Merece destaque a atividade registrada entre 2002 e 2003, que gerou intensa efusão de lavas, um deslizamento na Sciara del Fuoco, que resultou em um tsunami de até 11 metros que causou danos significativos à comunidade da Ilha de Stromboli e de Panarea, e culminou num intenso paroxismo que lançou cinzas e blocos de rocha sobre o vilarejo de Ginostra.
Nas últimas décadas, a atividade do Stromboli tem sido marcada por explosões moderadas em intervalos de 20 a 35 minutos, derrames de lava a partir de suas crateras e vents laterais (na Sciara del Fuoco e eventuais paroxismos (que, lembre-se, são as emissões de lava mais bonitas e pirotécnicas).
Na última semana de junho de 2024, entretanto, foram registradas erupções mais frequentes, em intervalos de até dez minutos. Nos primeiros dias de julho, especialmente a partir do dia 3, a intensidade dos tremores vulcânicos foi, ainda que variável, elevada, acima da média normal da região.

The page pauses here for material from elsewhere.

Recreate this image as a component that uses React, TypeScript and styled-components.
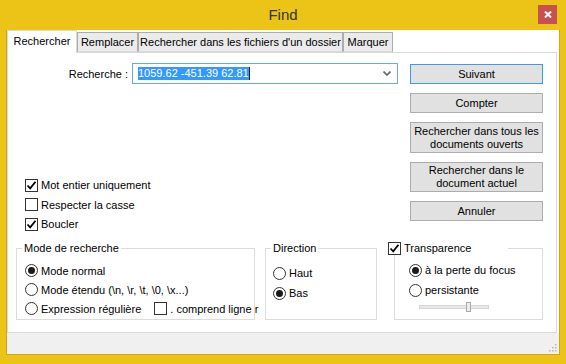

A atividade eruptiva apresentou rápidos incrementos, gerando derrames de lava e fluxos piroclásticos que desceram pela Sciara del Fuoco, atingiram a costa e avançaram centenas de metros pelo mar.
No dia 04 de julho, fluxos piroclásticos geraram uma coluna de cinzas que atingiu 2 km de altura. Ao final do dia 05 de julho os relatórios do INGV (Istituto Nazionale di Geofisica e Vulcanologia) já indicavam decréscimo na intensidade da atividade vulcânica, próximo aos níveis normais do sistema.